KIA MOTORS UNVEILS NEXT-GENERATION SOUND ZONE TECHNOLOGY
Kia Motors has revealed its next-generation Separated Sound Zone (SSZ) technology that allows each passenger of a vehicle to experience an audio stream tailored to their individual needs – including music, hands-free phone calls, and vehicle alerts – whilst maintaining a headphone-free space.
SSZ technology creates and controls the acoustic fields of the car, allowing the driver and each passenger to hear isolated sounds.
The company says the speakers installed in the vehicle feature technology that uses scientific principles to reduce or increase audio levels of sound waves. This negates the overlap of sounds being heard in each seat, creating the same effect as current noise cancellation systems, but without the need for headphones.

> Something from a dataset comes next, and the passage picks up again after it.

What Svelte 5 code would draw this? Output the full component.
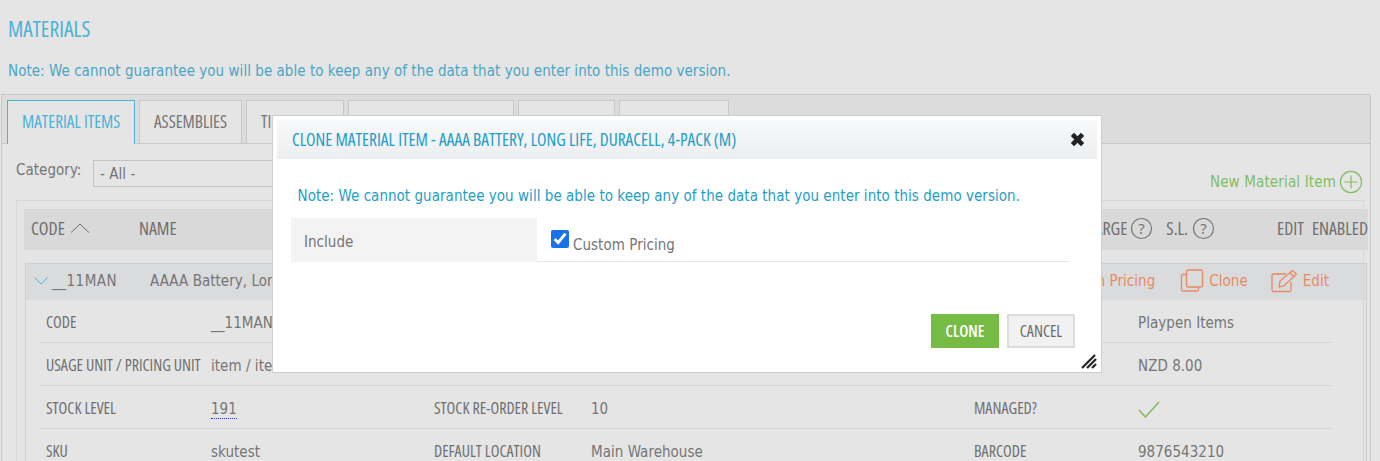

“Customers in the autonomous navigation era will demand increasingly customisable entertainment options within their vehicles, which includes technological innovations such as the Separated Sound System,” said Kang-duck Ih, Research Fellow at Kia’s NVH Research Lab. “I hope by providing drivers and passengers with tailored, independent audio spaces, they will experience a more comfortable and entertaining transportation environment.”
When travelling in a vehicle equipped with next-generation SSZ technology, Kia says each passenger can connect their smartphone via Bluetooth and listen to their own music without interference from, or interfering with, other passengers’ audio streams.
When the SSZ is utilised, hands-free phone calls can also be isolated to individual passengers, ensuring privacy when having important phone conversations on the move.
Furthermore, the company says the technology can eliminate unnecessary sounds for the passenger but provide them for the driver. Navigation sounds, or various alerts allow the driver to focus on controlling the vehicle, while the SSZ system isolates these sounds, maintaining a quiet area for the other passengers.
SSZ technology has been in development since 2014, and the completed mass production system is expected to be ready for installation in vehicles within one to two years.